PROBLEM TO WORK ON: Filter the data below for the string "with" and copy each matching line.

::: PROVIDED MATERIAL :::

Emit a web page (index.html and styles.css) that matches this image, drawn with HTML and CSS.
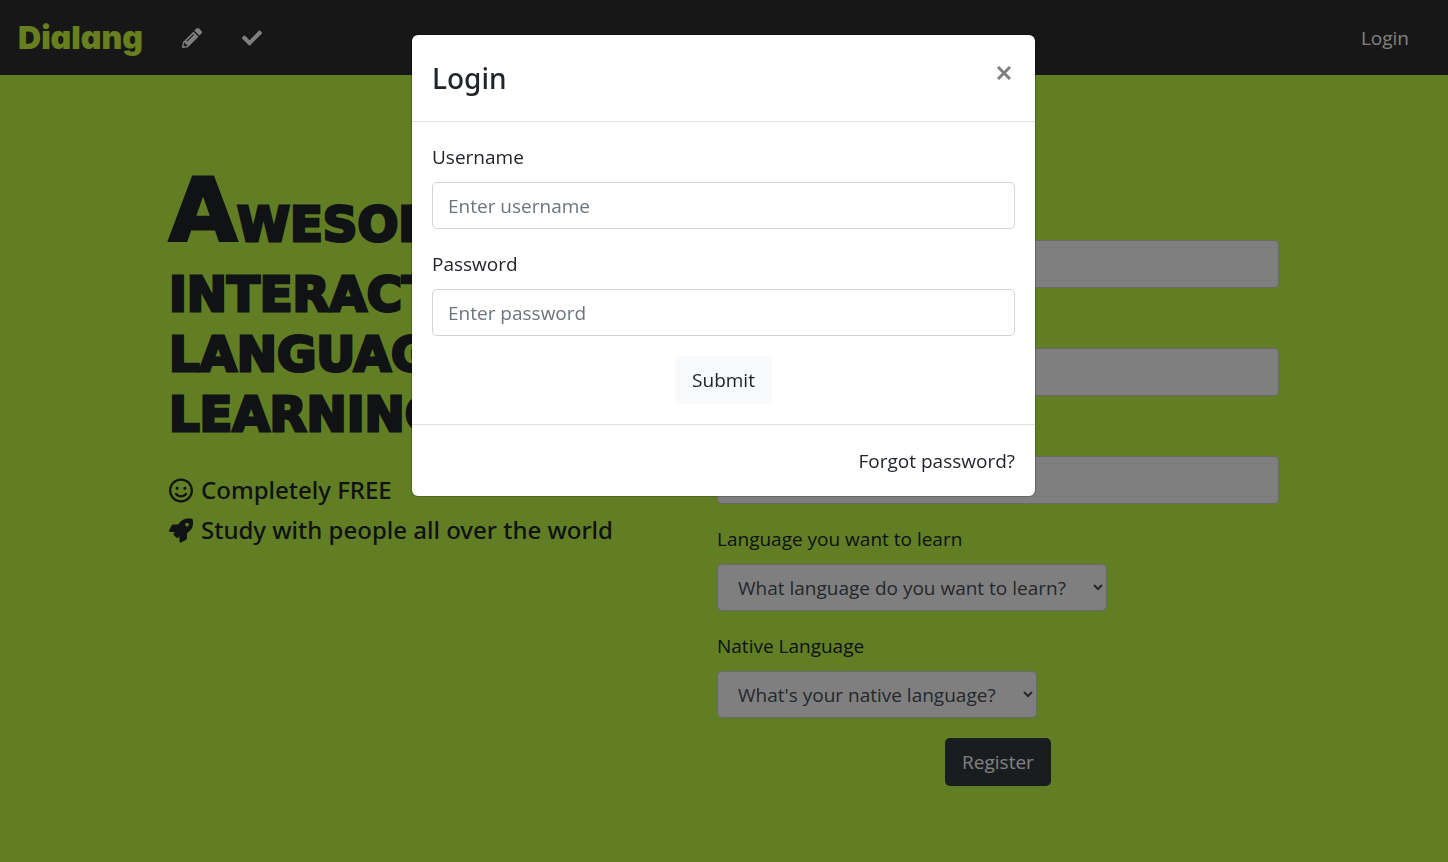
FILE: index.html
```html
<!DOCTYPE html>
<html lang="en">
<head>
<meta charset="utf-8">
<meta name="viewport" content="width=device-width, initial-scale=1">
<title>Dialang</title>
<link rel="stylesheet" href="styles.css">
</head>
<body>
<header class="navbar">
  <a class="brand" href="#">Dialang</a>
  <nav class="nav-links">
    <a class="nav-link" href="#" aria-label="Write">
      <svg class="nav-icon" viewBox="0 0 512 512" aria-hidden="true"><path d="M497.9 142.1l-46.1 46.1c-4.7 4.7-12.3 4.7-17 0l-111-111c-4.7-4.7-4.7-12.3 0-17l46.1-46.1c18.7-18.7 49.1-18.7 67.9 0l60.1 60.1c18.8 18.7 18.8 49.1 0 67.9zM284.2 99.8L21.6 362.4.4 483.9c-2.9 16.4 11.4 30.6 27.8 27.8l121.5-21.3 262.6-262.6c4.7-4.7 4.7-12.3 0-17l-111-111c-4.8-4.7-12.4-4.7-17.1 0zM124.1 339.9c-5.5-5.5-5.5-14.3 0-19.8l154-154c5.5-5.5 14.3-5.5 19.8 0s5.5 14.3 0 19.8l-154 154c-5.5 5.5-14.3 5.5-19.8 0zM88 424h48v36.3l-64.5 11.3-31.1-31.1L51.7 376H88v48z"/></svg>
    </a>
    <a class="nav-link" href="#" aria-label="Correct">
      <svg class="nav-icon" viewBox="0 0 512 512" aria-hidden="true"><path d="M173.898 439.404l-166.4-166.4c-9.997-9.997-9.997-26.206 0-36.204l36.203-36.204c9.997-9.998 26.207-9.998 36.204 0L192 312.69 432.095 72.596c9.997-9.997 26.207-9.997 36.204 0l36.203 36.204c9.997 9.997 9.997 26.206 0 36.204l-294.4 294.401c-9.998 9.997-26.207 9.997-36.204-.001z"/></svg>
    </a>
  </nav>
  <a class="nav-link login-link" href="#">Login</a>
</header>

<main class="landing">
  <section class="pitch">
    <h1 class="headline">Awesome interactive language learning</h1>
    <p class="perk">
      <svg class="perk-icon" viewBox="0 0 496 512" aria-hidden="true"><path d="M248 8C111 8 0 119 0 256s111 248 248 248 248-111 248-248S385 8 248 8zm0 448c-110.3 0-200-89.7-200-200S137.7 56 248 56s200 89.7 200 200-89.7 200-200 200zm-80-216c17.7 0 32-14.3 32-32s-14.3-32-32-32-32 14.3-32 32 14.3 32 32 32zm160 0c17.7 0 32-14.3 32-32s-14.3-32-32-32-32 14.3-32 32 14.3 32 32 32zm4 72.6c-20.8 25-51.5 39.4-84 39.4s-63.2-14.3-84-39.4c-8.5-10.2-23.7-11.5-33.8-3.1-10.2 8.5-11.5 23.6-3.1 33.8 30 36 74.1 56.6 120.9 56.6s90.9-20.6 120.9-56.6c8.5-10.2 7.1-25.3-3.1-33.8-10.1-8.4-25.3-7.1-33.8 3.1z"/></svg>
      <span>Completely FREE</span>
    </p>
    <p class="perk">
      <svg class="perk-icon" viewBox="0 0 512 512" aria-hidden="true"><path d="M505.12 19.094c-1.19-5.531-6.658-11-12.207-12.188C460.716 0 435.507 0 410.407 0 307.175 0 245.269 55.203 199.052 128H94.838c-16.348.016-35.557 11.875-42.887 26.484L2.516 253.297A28.4 28.4 0 0 0 0 264a24.009 24.009 0 0 0 24.006 24h103.81l-22.474 22.469c-11.365 11.361-12.996 32.258 0 45.25l50.904 50.906c11.156 11.188 32.156 13.156 45.277 0l22.475-22.469V488a24.009 24.009 0 0 0 24.006 24 28.56 28.56 0 0 0 10.707-2.516l98.728-49.39c14.629-7.297 26.508-26.5 26.508-42.86V312.797c72.597-46.313 128.035-108.406 128.035-211.094.093-25.203.093-50.406-6.862-82.609zM384.04 168A40 40 0 1 1 424.05 128a40.023 40.023 0 0 1-40.01 40z"/></svg>
      <span>Study with people all over the world</span>
    </p>
  </section>

  <form class="register">
    <div class="field">
      <label for="reg-username">Username</label>
      <input class="control" id="reg-username" type="text">
    </div>
    <div class="field">
      <label for="reg-email">Email</label>
      <input class="control" id="reg-email" type="email">
    </div>
    <div class="field">
      <label for="reg-password">Password</label>
      <input class="control" id="reg-password" type="password">
    </div>
    <div class="field">
      <label for="reg-learn">Language you want to learn</label>
      <select class="control select" id="reg-learn"><option>What language do you want to learn?</option></select>
    </div>
    <div class="field">
      <label for="reg-native">Native Language</label>
      <select class="control select" id="reg-native"><option>What's your native language?</option></select>
    </div>
    <button class="btn btn-dark" type="submit">Register</button>
  </form>
</main>

<div class="backdrop">
  <div class="modal" role="dialog" aria-modal="true" aria-labelledby="modal-title">
    <div class="modal-header">
      <h2 class="modal-title" id="modal-title">Login</h2>
      <button class="close" type="button" aria-label="Close">
        <svg class="close-icon" viewBox="0 0 14 14" aria-hidden="true"><path d="M1 1l12 12M13 1l-12 12"/></svg>
      </button>
    </div>
    <form class="modal-body">
      <div class="field">
        <label for="username">Username</label>
        <input class="control" id="username" type="text" placeholder="Enter username">
      </div>
      <div class="field">
        <label for="password">Password</label>
        <input class="control" id="password" type="password" placeholder="Enter password">
      </div>
      <button class="btn btn-light" type="submit">Submit</button>
    </form>
    <div class="modal-footer">
      <a class="forgot" href="#">Forgot password?</a>
    </div>
  </div>
</div>
</body>
</html>
```
FILE: styles.css
```css
*, *::before, *::after {
  box-sizing: border-box;
}

body {
  margin: 0;
  min-height: 100vh;
  background: #c2fc4a;
  color: #212529;
  font-family: "Open Sans", "Noto Sans", sans-serif;
  font-size: 19px;
  line-height: 30px;
}

h1, h2, p {
  margin: 0;
}

a {
  color: inherit;
  text-decoration: none;
}

.navbar {
  display: flex;
  align-items: center;
  height: 75px;
  padding: 0 39px 0 18px;
  background: #2e2e2e;
  color: #fff;
}

.brand {
  color: #d0ff40;
  font-family: Inter, sans-serif;
  font-size: 32px;
  font-weight: 900;
  font-feature-settings: "cv11";
}

.nav-links {
  display: flex;
  gap: 40px;
  margin-left: 39px;
}

.nav-link {
  display: flex;
  color: #fff;
}

.nav-icon {
  width: 20px;
  height: 20px;
  fill: currentColor;
}

.login-link {
  margin-left: auto;
}

.landing {
  display: grid;
  grid-template-columns: 548fr 562fr;
  max-width: 1110px;
  margin: 0 auto;
  padding-top: 82px;
}

.headline {
  max-width: 480px;
  margin-bottom: 26px;
  font-family: "DejaVu Sans", sans-serif;
  font-size: 48px;
  font-weight: 700;
  line-height: 60px;
  text-transform: uppercase;
  -webkit-text-stroke: 3px #212529;
}

.headline::first-letter {
  font-size: 88px;
  line-height: 107px;
}

.perk {
  display: flex;
  align-items: center;
  gap: 8px;
  height: 40px;
  font-family: "Noto Sans", sans-serif;
  font-size: 24px;
  font-weight: 500;
}

.perk-icon {
  width: 24px;
  height: 25px;
  fill: currentColor;
}

.register {
  padding-top: 43px;
}

.register input {
  height: 48px;
}

.field {
  display: flex;
  flex-direction: column;
  align-items: flex-start;
  gap: 10px;
  margin-bottom: 20px;
}

.control {
  width: 100%;
  height: 47px;
  padding: 0 15px;
  border: 1px solid #ced4da;
  border-radius: 5px;
  background: #fff;
  color: #495057;
  font: inherit;
}

.control::placeholder {
  color: #6c757d;
  opacity: 1;
}

.select {
  width: auto;
  padding: 0 24px 0 16px;
}

.btn {
  display: block;
  height: 48px;
  margin: 0 auto;
  padding: 0 16px;
  border: 1px solid transparent;
  border-radius: 5px;
  font: inherit;
}

.btn-dark {
  background: #343a40;
  color: #fff;
}

.btn-light {
  background: #f8f9fa;
  color: #212529;
}

.backdrop {
  position: fixed;
  inset: 0;
  padding: 35px 17px 35px 16px;
  background: rgba(0, 0, 0, 0.5);
}

.modal {
  max-width: 623px;
  margin: 0 auto;
  border-radius: 6px;
  background: #fff;
  box-shadow: 0 0 0 1px rgba(0, 0, 0, 0.2);
}

.modal-header {
  display: flex;
  align-items: flex-start;
  justify-content: space-between;
  padding: 20px;
  border-bottom: 1px solid #dee2e6;
}

.modal-title {
  font-family: "Noto Sans", sans-serif;
  font-size: 28px;
  font-weight: 500;
  line-height: 46px;
}

.close {
  display: flex;
  padding: 11px 4px;
  border: 0;
  background: none;
}

.close-icon {
  width: 14px;
  height: 14px;
  fill: none;
  stroke: #7f7f7f;
  stroke-width: 3;
}

.modal-body {
  padding: 20px;
}

.modal-footer {
  padding: 21px 20px 20px;
  border-top: 1px solid #dee2e6;
  text-align: right;
}
```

:::

ANSWER BELOW:
Emit a web page (index.html and styles.css) that matches this image, drawn with HTML and CSS.
      <span>Study with people all over the world</span>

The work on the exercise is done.